PART 20—COMMERCIAL MOBILE SERVICES

4. The authority citation for part 20 continues to read as follows:

Authority: 47 U.S.C. 151, 152(a), 154(i), 155, 157, 160, 201, 214, 222, 251(e), 301, 302, 303, 303(b), 303(r), 307, 307(a), 309, 309(j)(3), 316, 316(a), 332, 610, 615, 615a, 615b, and 615c, unless otherwise noted.

5. In § 20.3 amend paragraph (b) by revising the definitions of “ Commercial mobile radio service ” and “ Public Switched Network ” to read as follows:

§ 20.3
Definitions.

Commercial mobile radio service. A mobile service that is:

(1)(i) Provided for profit, i.e., with the intent of receiving compensation or monetary gain;

(ii) An interconnected service; and

(iii) Available to the public, or to such classes of eligible users as to be effectively available to a substantial portion of the public; or

(2) The functional equivalent of such a mobile service described in paragraph (1) of this definition, including a mobile broadband internet access service as defined in § 8.2 of this chapter.

(3) A variety of factors may be evaluated to make a determination whether the mobile service in question is the functional equivalent of a commercial mobile radio service, including: Consumer demand for the service to determine whether the service is closely substitutable for a commercial mobile radio service; whether changes in price for the service under examination, or for the comparable commercial mobile radio service, would prompt customers to change from one service to the other; and market research information identifying the targeted market for the service under review.

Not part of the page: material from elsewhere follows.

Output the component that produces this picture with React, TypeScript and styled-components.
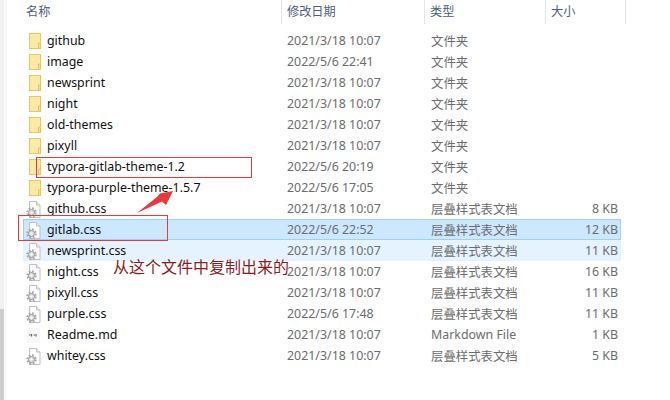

(4) Unlicensed radio frequency devices under part 15 of this chapter are excluded from this definition of Commercial mobile radio service.

Public Switched Network. The network that includes any common carrier switched network, whether by wire or radio, including local exchange carriers, interexchange carriers, and mobile service providers, that uses the North American Numbering Plan, or public IP addresses, in connection with the provision of switched services.